WOOL CASHMERE
上質さと心地よさをイコールにブレンド
マーガレット・ハウエルにとって、素材はすべてのはじまりであり、
そこからデザインが決められていきます。
このコラムではそんなプロセスやストーリーをお伝えします。
カシミヤの美しさを引き立てる
ウールの汎用性
繊維の宝石と形容されるカシミヤは、滑らかで規則正しいスケールに覆われた繊維構造が、ヌメリと優しい肌触りを生み出しています。しかしながら、ハイクオリティな素材がもたらす美点は、ウィークポイントと背中合わせの関係ともいえます。上質な肌触りや保温性と、デリケートであること。こうした表裏を補いながらマーガレット・ハウエルが理想の着心地を追求し辿り着いたのが、このウールカシミヤで、毎シーズン使っています。寒暖の変化が激しい高地で暮らす羊から採れるウールは、自然の力による優れた使い勝手が大きな魅力。そうしたお互いの素材の良さを引き立てるための混率もこだわっています。丁寧に紡績された糸は、スコットランドのファクトリーに運ばれ、仕立てられています。

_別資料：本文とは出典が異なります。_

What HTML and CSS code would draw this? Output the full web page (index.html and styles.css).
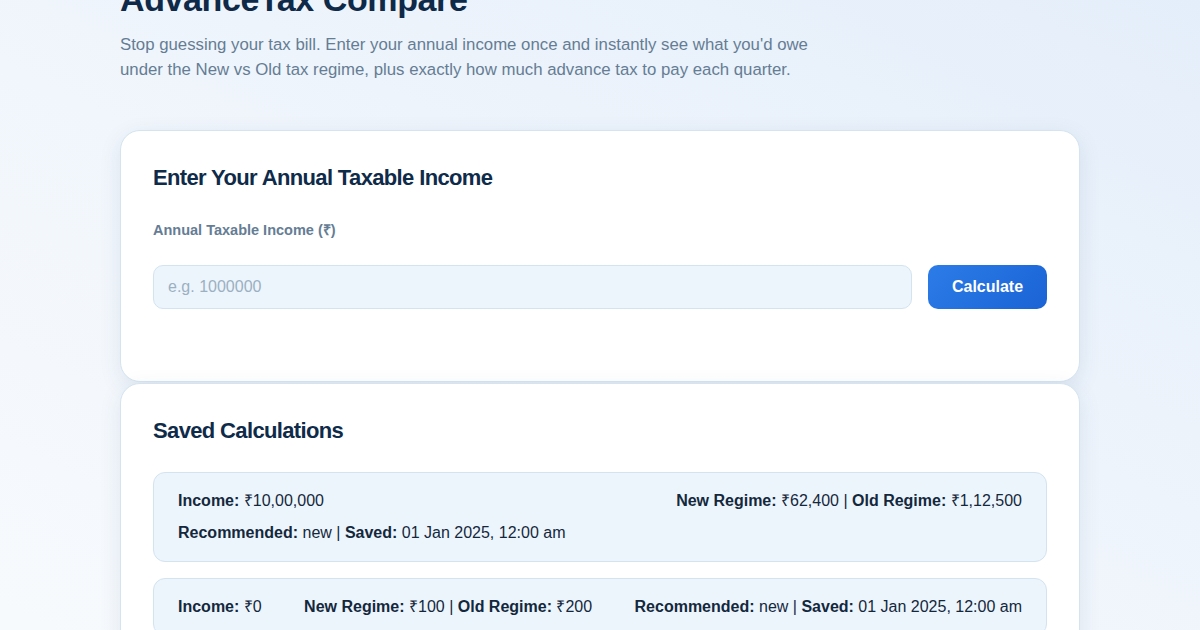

WOMEN MERINO CASHMERE KNIT ¥ 63,800 (税込)
MEN MERINO CASHMERE KNIT ¥ 47,300 (税込)
ウィメンズのニットはエスクヴァレーと呼ばれるニットファクトリーで作られています。自分たちの目と手の届く範囲での生産体制によって安定したクオリティを供給し、イギリス国内はもとよりヨーロッパ中から生産を請け負う名門。糸の特徴によって編み地を細かく調整していく成型編みを得意としており、ローゲージからハイゲージまで、丁寧な仕事が行き届いています。メンズはハーレーオブ スコットランドと呼ばれる、同じくスコットランドの老舗ファクトリーによるもの。縫い目を持たずに一枚を仕立てるホールガーメント製法に特化しており、上質な素材を使いながらも、オーセンティックで素朴さを感じさせるバランスに優れています。前者は畦編み、後者は天竺編み、見た目の雰囲気は異なりますが、どちらも素材の弾力性と膨らみが空気を含むことで、心地よい温かさを感じることができます。
スタッフが長年愛用している
ウールカシミヤ
カシミヤの繊細さはウールの汎用性によってある程度カバーされているものの、日頃のケアを怠らないこと。ブラッシングは毛並みを整えるだけでなく、ホコリや汚れを取り除くためでもあります。優しく、そして丁寧に。特別なパックよりも日々のケアが素肌の美しさをいつまでも保てるのと同じように、湿気を吸ったり吐いたり、まるで生き物のように呼吸するニットには、日々接している意識が大切です。